In another study, participants viewed a series of images containing two fields of dots (e.g., 20 dots on one side of the screen and 10 on the other). For each trial they were shown a different image with two fields of dots. Participants had to decide which side had more dots. They were paid based on how many trials they got right. The more trials they responded to, the more they got paid.
In trials where the number of dots on each side of the screen was nearly equal, participants took significantly longer to choose than when there was a clear disparity. Again, this is irrational.
Participants would have made more money if they had just quickly made a decision and moved to the next trial.
In some of the trials, the researchers imposed artificial time constraints.

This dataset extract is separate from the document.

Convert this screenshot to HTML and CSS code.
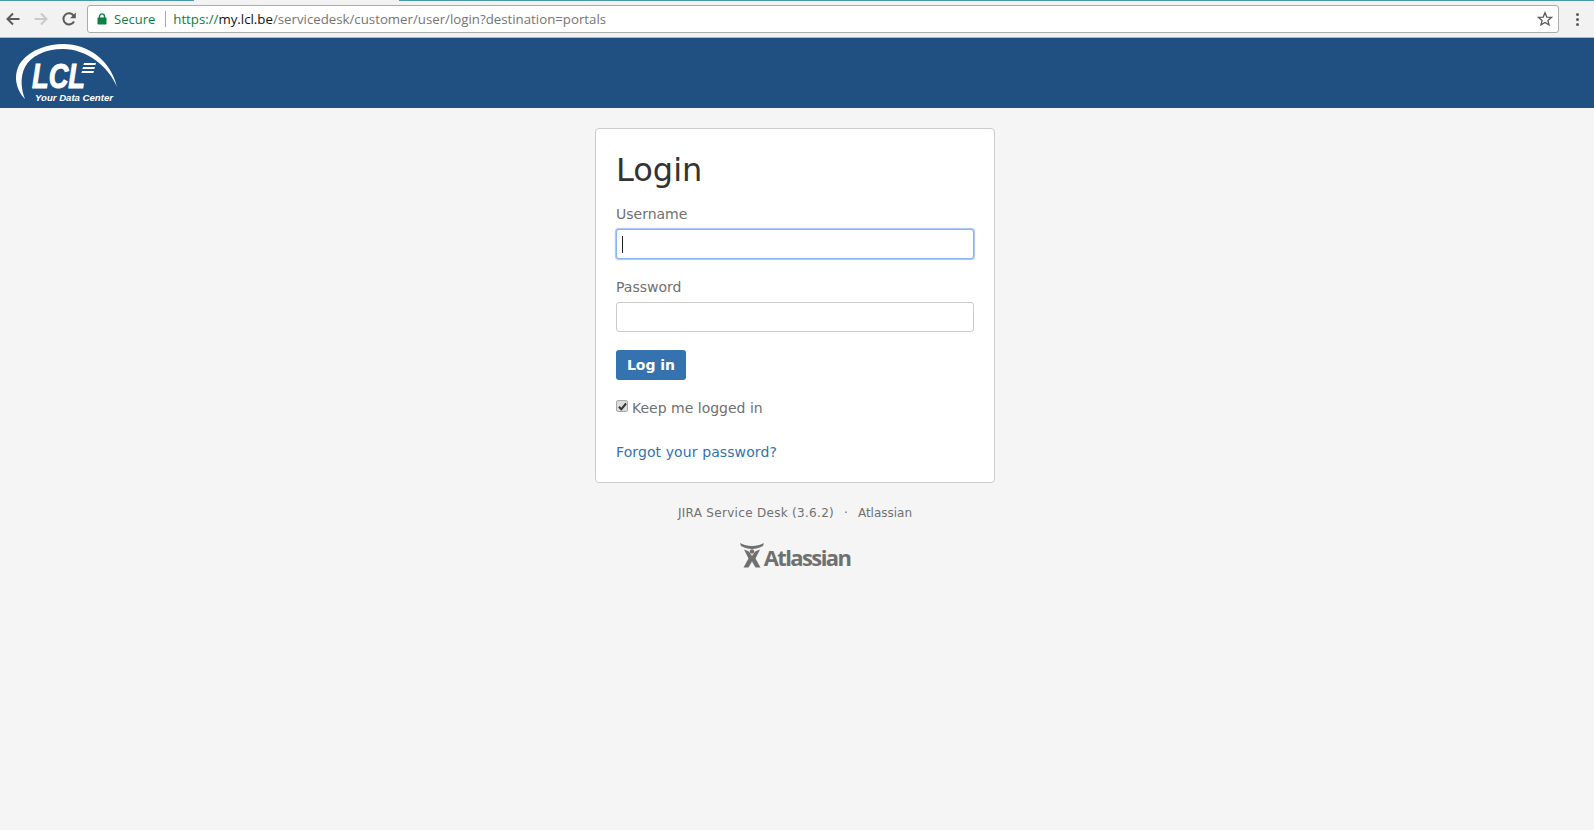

Participants made decisions faster and thus made more money when researchers told them they had a limited amount of time to respond in each trial.
The researchers conclude, “people apparently misallocate their time, spending too much on those choice problems in which the relative reward is low.”
I thought about cases where this idea would apply. If choosing between the University of Phoenix and UC Berkeley, then you wouldn’t spend much time deciding. If choosing between UC Berkeley and UCLA, many would, even after weighing the pros and cons and determining that they would enjoy the experience at both colleges, spend a painstaking amount of time on this decision.
Another example is what movie to watch. If you’re deciding between movies that all seem appealing and all score above 90 percent on rotten tomatoes, then you’ll probably enjoy any one you choose.
Some people spend way too long at restaurants deciding what to order. Pick a couple of items that sound good and then ask the server which is better.
Or take vacations. If your choices for a holiday are Barcelona or Pyongyang, the choice is (probably) easy. But if you’re deciding between Barcelona or Rome, this should be easy too.
Still, sometimes options are not straightforward. As George MacGill has said, “When presented with two options, choose the one that brings about the greater amount of luck.”
Even if two choices are equal, one might bring you more luck.
If two gyms are equidistant from your house and you’re single and looking to meet someone, perhaps it would be wiser to join the gym that is next to a cafe or a grocery store.
Sometimes the decision-making process itself is pleasurable. Even if all outcomes will be equally rewarding, spending time discussing options with others or privately mulling them over might be satisfying.
There is other research suggesting that people take longer to distinguish between two numbers when there is a small discrepancy than when there is a large one.
For example, people take longer to determine which number is larger between 47 vs. 49 than for 12 vs. 35. Researchers refer to this as “numerical discrimination.”
A recent paper titled “The Adaptive Value of Numerical Competence” describes the idea:
“Similar numerical values are difficult to discriminate, but discrimination performance is systematically enhanced the more different (or distant) two values are (an effect called ‘numerical distance effect’).”
Perhaps this tendency is one reason why people take so long to choose between two options with roughly equal payoffs. Just as we have difficulty distinguishing numbers that are nearly equal in value, we also have difficulty selecting between options that are roughly equal in utility.
I am curious whether this works in the opposite direction—whether duration of decision-making implies equal utility.
When options are roughly equal, people tend to take a long time to make a decision.
Does this also imply that if people take a long time to decide, then the options are roughly equal? Maybe the longer we take to make a decision, the less it matters what we actually choose.
As an aside, people appear to have different emotional responses to the words “choices” and “options.” They mean the same thing. But feel different.
“Making choices” feels scary. “Having options” feels empowering.